Keep the wording of each record exactly the same when you repeat it, and leave out pictures.

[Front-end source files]

######

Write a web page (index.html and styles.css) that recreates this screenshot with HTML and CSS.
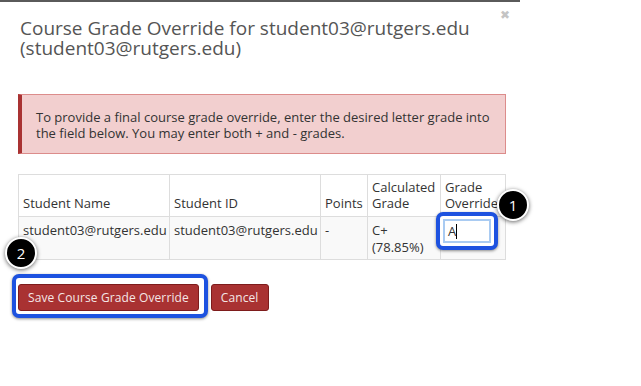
FILE: index.html
```html
<!DOCTYPE html>
<html lang="en">
<head>
    <meta charset="UTF-8">
    <title>Course Grade Override</title>
    <link rel="stylesheet" href="styles.css">
</head>
<body>
<div class="dialog">
    <span class="close">&#x2716;</span>
    <h2 class="title">Course Grade Override for student03@rutgers.edu (student03@rutgers.edu)</h2>

    <!-- Hinweis -->
    <div class="alert">
        To provide a final course grade override, enter the desired letter grade into the field below. You may enter both + and - grades.
    </div>

    <!-- Tabelle -->
    <table class="grades">
        <colgroup>
            <col class="c-name">
            <col class="c-id">
            <col class="c-points">
            <col class="c-calc">
            <col>
        </colgroup>
        <thead>
            <tr>
                <th>Student Name</th>
                <th>Student ID</th>
                <th>Points</th>
                <th>Calculated Grade</th>
                <th>Grade Override</th>
            </tr>
        </thead>
        <tbody>
            <tr>
                <td>student03@rutgers.edu</td>
                <td>student03@rutgers.edu</td>
                <td>-</td>
                <td>C+<br>(78.85%)</td>
                <td class="override-cell">
                    <span class="ring ring-input"><span class="grade-input">A<span class="caret"></span></span></span>
                    <span class="badge badge-one">1</span>
                </td>
            </tr>
        </tbody>
    </table>

    <div class="actions">
        <span class="badge badge-two">2</span>
        <span class="ring ring-button"><button class="btn">Save Course Grade Override</button></span>
        <button class="btn btn-cancel">Cancel</button>
    </div>
</div>
</body>
</html>
```

FILE: styles.css
```css
body {
    margin: 0;
    padding: 0;
    background: #fff;
    font-family: "Open Sans", "Liberation Sans", sans-serif;
    color: #333;
}

.dialog {
    position: relative;
    width: 520px;
    border-top: 2px solid #5a5a5a;
    padding: 16px 14px 40px 18px;
    box-sizing: border-box;
}

.close {
    position: absolute;
    top: 4px;
    right: 10px;
    font-size: 12px;
    color: #c4c4c4;
}

.title {
    margin: 0 0 0 2px;
    font-size: 19px;
    font-weight: 400;
    line-height: 20px;
    color: #555;
}

.alert {
    margin-top: 36px;
    padding: 14px 12px 12px 14px;
    background: #f2cfcf;
    border: 1px solid #dc8c8b;
    border-left: 4px solid #a93232;
    font-size: 13px;
    line-height: 16px;
    color: #333;
}

.grades {
    width: 100%;
    margin-top: 20px;
    border-collapse: collapse;
    table-layout: fixed;
    font-size: 13px;
    line-height: 16px;
}

.c-name { width: 151px; }
.c-id { width: 151px; }
.c-points { width: 47px; }
.c-calc { width: 73px; }

.grades th, .grades td {
    border: 1px solid #ddd;
    padding: 4px 4px 5px;
    text-align: left;
    font-weight: 400;
    vertical-align: bottom;
    white-space: nowrap;
}

.grades th:nth-child(4), .grades th:nth-child(5) {
    white-space: normal;
}

.grades td {
    vertical-align: top;
    background: #f9f9f9;
    padding: 5px 4px 3px;
    line-height: 17px;
}

.override-cell {
    position: relative;
}

.ring {
    display: block;
    border: 4px solid #1d52e0;
    border-radius: 7px;
    box-shadow: 0 1px 3px rgba(0, 0, 0, 0.45);
    background: #fff;
}

.ring-input {
    width: 48px;
    padding: 3px;
    margin: -10px 0 0 -9px;
}

.grade-input {
    display: block;
    width: 48px;
    height: 24px;
    border: 2px solid #a9cbf2;
    font-size: 13px;
    line-height: 20px;
    padding-left: 3px;
    box-sizing: border-box;
    color: #333;
}

.caret {
    display: inline-block;
    width: 1px;
    height: 15px;
    background: #000;
    vertical-align: -3px;
}

.badge {
    position: absolute;
    width: 28px;
    height: 28px;
    border-radius: 50%;
    background: #000;
    border: 2px solid #fff;
    box-shadow: 0 1px 4px rgba(0, 0, 0, 0.6);
    color: #fff;
    font-size: 15px;
    line-height: 28px;
    text-align: center;
}

.badge-one {
    left: 56px;
    top: -28px;
}

.badge-two {
    left: -7px;
    top: -37px;
}

.actions {
    position: relative;
    margin-top: 14px;
    margin-left: -6px;
    display: flex;
    align-items: flex-start;
    gap: 3px;
}

.ring-button {
    padding: 6px 5px 3px 2px;
}

.btn {
    display: block;
    background: #a93232;
    color: #f4e6e6;
    border: 1px solid #7e1c1c;
    border-radius: 3px;
    font-family: "Open Sans", "Liberation Sans", sans-serif;
    font-size: 12px;
    letter-spacing: 0.1px;
    padding: 6px 9px 5px;
    line-height: 14px;
    cursor: pointer;
}

.btn-cancel {
    margin-top: 10px;
}
```
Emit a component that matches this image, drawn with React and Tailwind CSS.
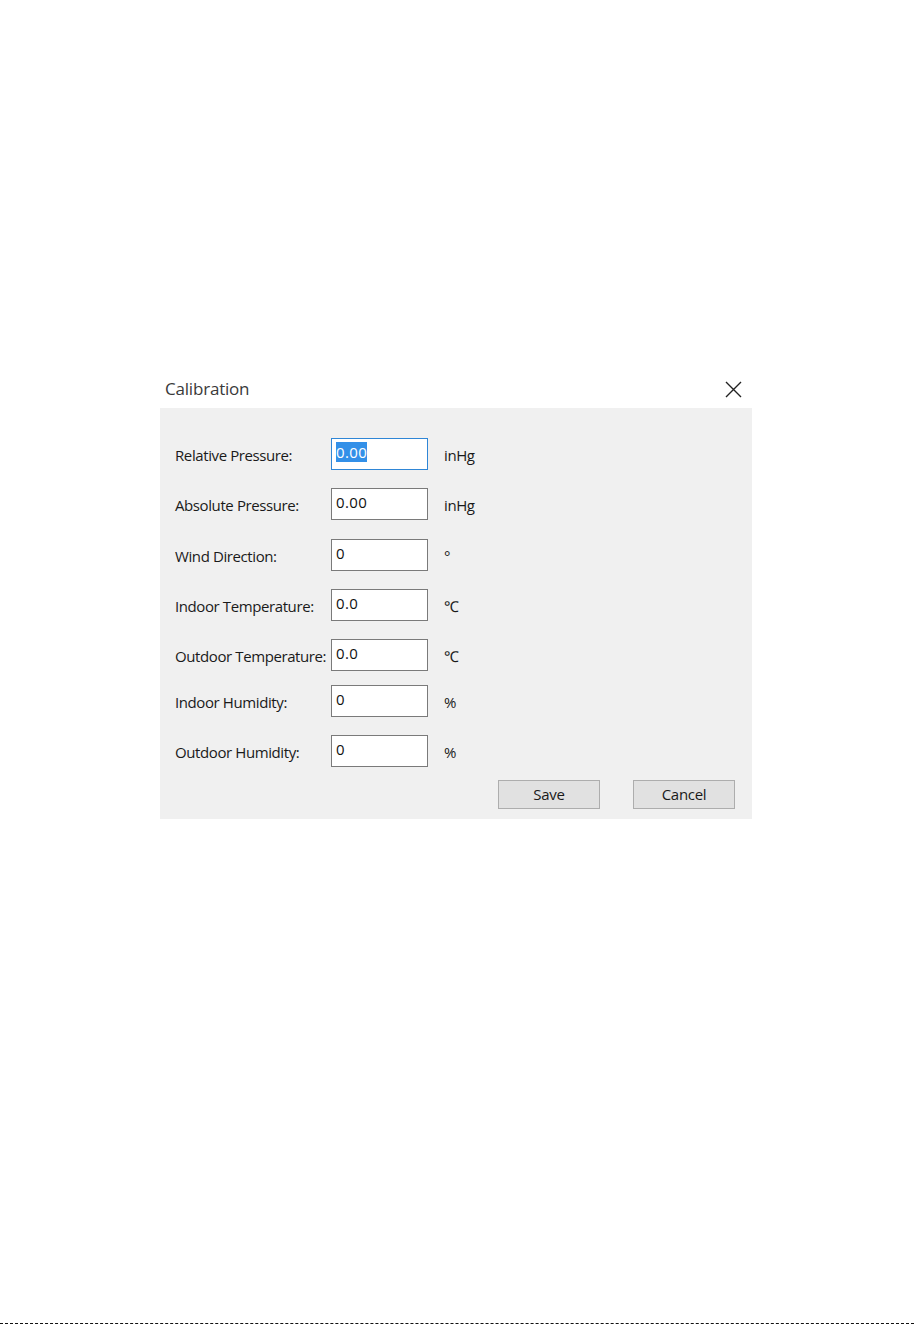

######

* Reply *
Write a web page (index.html and styles.css) that recreates this screenshot with HTML and CSS.
FILE: index.html
```html
<!DOCTYPE html>
<html lang="en">
<head>
    <meta charset="UTF-8">
    <title>Course Grade Override</title>
    <link rel="stylesheet" href="styles.css">
</head>
<body>
<div class="dialog">
    <span class="close">&#x2716;</span>
    <h2 class="title">Course Grade Override for student03@rutgers.edu (student03@rutgers.edu)</h2>

    <!-- Hinweis -->
    <div class="alert">
        To provide a final course grade override, enter the desired letter grade into the field below. You may enter both + and - grades.
    </div>

    <!-- Tabelle -->
    <table class="grades">
        <colgroup>
            <col class="c-name">
            <col class="c-id">
            <col class="c-points">
            <col class="c-calc">
            <col>
        </colgroup>
        <thead>
            <tr>
                <th>Student Name</th>
                <th>Student ID</th>
                <th>Points</th>
                <th>Calculated Grade</th>
                <th>Grade Override</th>
            </tr>
        </thead>
        <tbody>
            <tr>
                <td>student03@rutgers.edu</td>
                <td>student03@rutgers.edu</td>
                <td>-</td>
                <td>C+<br>(78.85%)</td>
                <td class="override-cell">
                    <span class="ring ring-input"><span class="grade-input">A<span class="caret"></span></span></span>
                    <span class="badge badge-one">1</span>
                </td>
            </tr>
        </tbody>
    </table>

    <div class="actions">
        <span class="badge badge-two">2</span>
        <span class="ring ring-button"><button class="btn">Save Course Grade Override</button></span>
        <button class="btn btn-cancel">Cancel</button>
    </div>
</div>
</body>
</html>
```

FILE: styles.css
```css
body {
    margin: 0;
    padding: 0;
    background: #fff;
    font-family: "Open Sans", "Liberation Sans", sans-serif;
    color: #333;
}

.dialog {
    position: relative;
    width: 520px;
    border-top: 2px solid #5a5a5a;
    padding: 16px 14px 40px 18px;
    box-sizing: border-box;
}

.close {
    position: absolute;
    top: 4px;
    right: 10px;
    font-size: 12px;
    color: #c4c4c4;
}

.title {
    margin: 0 0 0 2px;
    font-size: 19px;
    font-weight: 400;
    line-height: 20px;
    color: #555;
}

.alert {
    margin-top: 36px;
    padding: 14px 12px 12px 14px;
    background: #f2cfcf;
    border: 1px solid #dc8c8b;
    border-left: 4px solid #a93232;
    font-size: 13px;
    line-height: 16px;
    color: #333;
}

.grades {
    width: 100%;
    margin-top: 20px;
    border-collapse: collapse;
    table-layout: fixed;
    font-size: 13px;
    line-height: 16px;
}

.c-name { width: 151px; }
.c-id { width: 151px; }
.c-points { width: 47px; }
.c-calc { width: 73px; }

.grades th, .grades td {
    border: 1px solid #ddd;
    padding: 4px 4px 5px;
    text-align: left;
    font-weight: 400;
    vertical-align: bottom;
    white-space: nowrap;
}

.grades th:nth-child(4), .grades th:nth-child(5) {
    white-space: normal;
}

.grades td {
    vertical-align: top;
    background: #f9f9f9;
    padding: 5px 4px 3px;
    line-height: 17px;
}

.override-cell {
    position: relative;
}

.ring {
    display: block;
    border: 4px solid #1d52e0;
    border-radius: 7px;
    box-shadow: 0 1px 3px rgba(0, 0, 0, 0.45);
    background: #fff;
}

.ring-input {
    width: 48px;
    padding: 3px;
    margin: -10px 0 0 -9px;
}

.grade-input {
    display: block;
    width: 48px;
    height: 24px;
    border: 2px solid #a9cbf2;
    font-size: 13px;
    line-height: 20px;
    padding-left: 3px;
    box-sizing: border-box;
    color: #333;
}

.caret {
    display: inline-block;
    width: 1px;
    height: 15px;
    background: #000;
    vertical-align: -3px;
}

.badge {
    position: absolute;
    width: 28px;
    height: 28px;
    border-radius: 50%;
    background: #000;
    border: 2px solid #fff;
    box-shadow: 0 1px 4px rgba(0, 0, 0, 0.6);
    color: #fff;
    font-size: 15px;
    line-height: 28px;
    text-align: center;
}

.badge-one {
    left: 56px;
    top: -28px;
}

.badge-two {
    left: -7px;
    top: -37px;
}

.actions {
    position: relative;
    margin-top: 14px;
    margin-left: -6px;
    display: flex;
    align-items: flex-start;
    gap: 3px;
}

.ring-button {
    padding: 6px 5px 3px 2px;
}

.btn {
    display: block;
    background: #a93232;
    color: #f4e6e6;
    border: 1px solid #7e1c1c;
    border-radius: 3px;
    font-family: "Open Sans", "Liberation Sans", sans-serif;
    font-size: 12px;
    letter-spacing: 0.1px;
    padding: 6px 9px 5px;
    line-height: 14px;
    cursor: pointer;
}

.btn-cancel {
    margin-top: 10px;
}
```
Emit a component that matches this image, drawn with React and Tailwind CSS.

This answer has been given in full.